Data mesh implementation patterns address the fundamental scaling problems of centralized data architectures. Instead of funneling all data through a central data team, data mesh distributes ownership to domain teams who understand their data best. Each domain publishes data as a product with clear contracts, quality guarantees, and discoverability — similar to how microservices decentralized application architectures.

This guide moves beyond theory to provide concrete implementation patterns for each of data mesh’s four pillars: domain-oriented ownership, data as a product, self-serve data platform, and federated computational governance. We share practical approaches that work in real organizations, including the common pitfalls that derail data mesh adoptions.

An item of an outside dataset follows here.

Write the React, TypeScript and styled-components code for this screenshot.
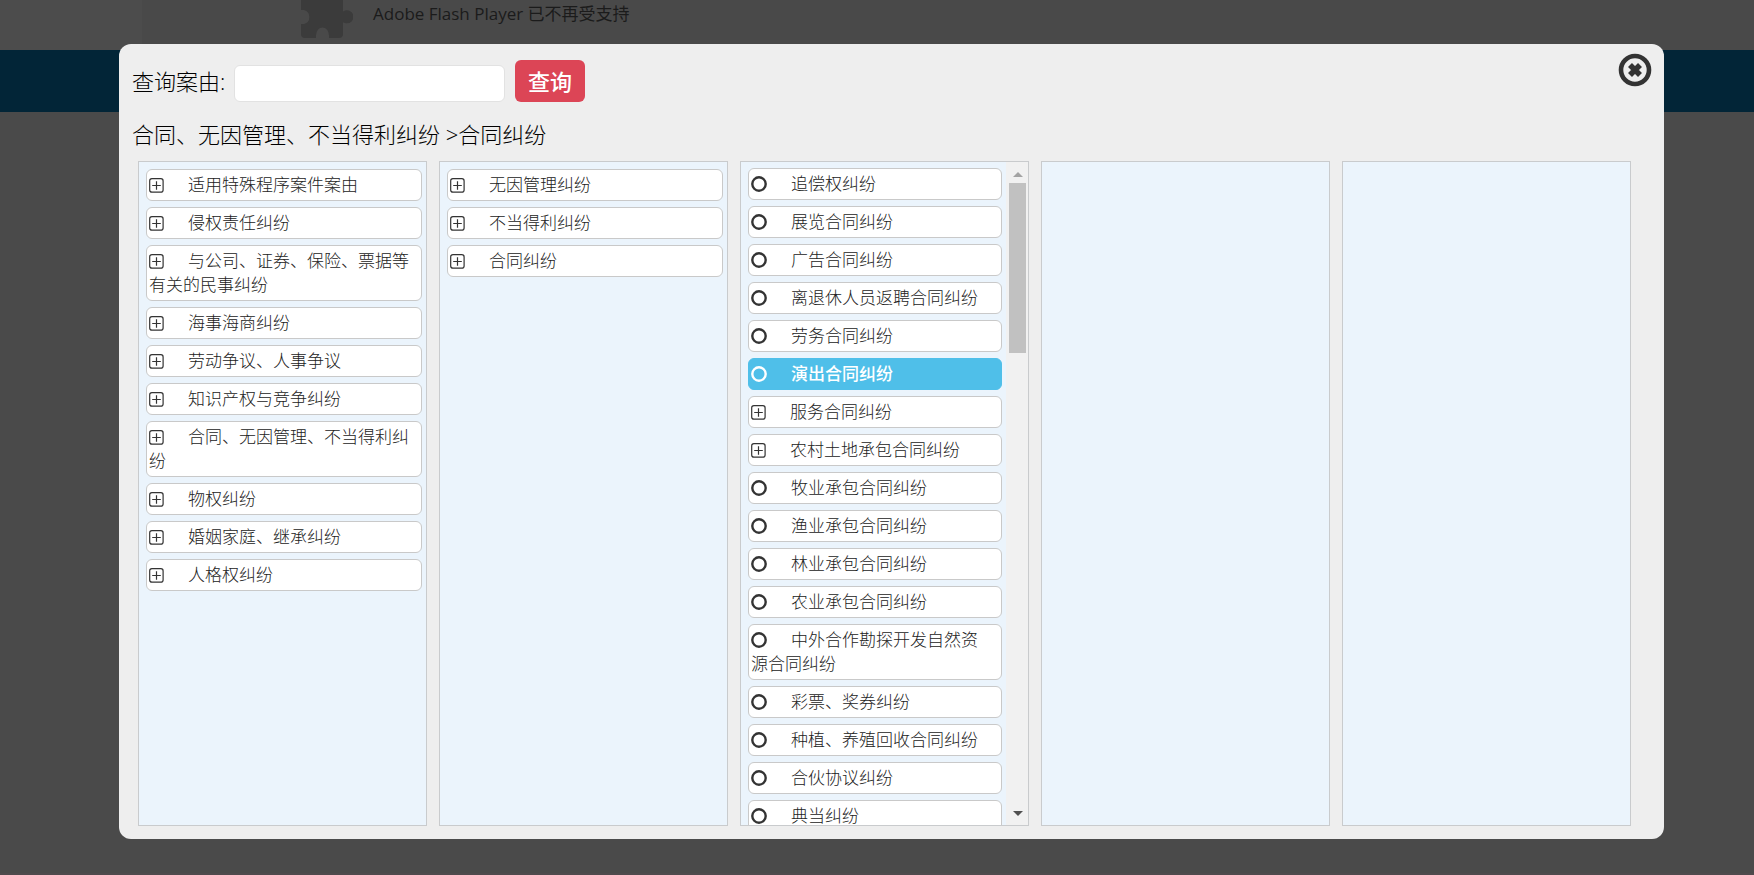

The Four Pillars in Practice

Understanding each pillar and how they interact is essential before implementation. Many organizations attempt data mesh without all four pillars and end up with decentralized chaos rather than decentralized ownership.

Data mesh implementation patterns architecture overview
The four pillars of data mesh: domain ownership, data products, self-serve platform, governance
Data Mesh Pillars

1. DOMAIN-ORIENTED OWNERSHIP
   └── Data owned by business domains, not central team
   └── Domain teams publish + maintain their data products
   └── Aligned with DDD bounded contexts

2. DATA AS A PRODUCT
   └── Each dataset has SLOs (freshness, quality, availability)
   └── Discoverable via data catalog
   └── Self-describing with schema + documentation
   └── Versioned with backward compatibility

3. SELF-SERVE DATA PLATFORM
   └── Abstracts infrastructure complexity
   └── Templates for creating data products
   └── Automated quality checks + monitoring
   └── Common storage, compute, and access patterns

4. FEDERATED COMPUTATIONAL GOVERNANCE
   └── Global policies enforced automatically
   └── Standards for interoperability (naming, formats)
   └── Automated compliance checks
   └── Central catalog + decentralized ownership

Domain-Oriented Data Ownership

The first step is aligning data ownership with business domains. Each domain team owns both the operational data (transactions, events) and the analytical data products derived from it.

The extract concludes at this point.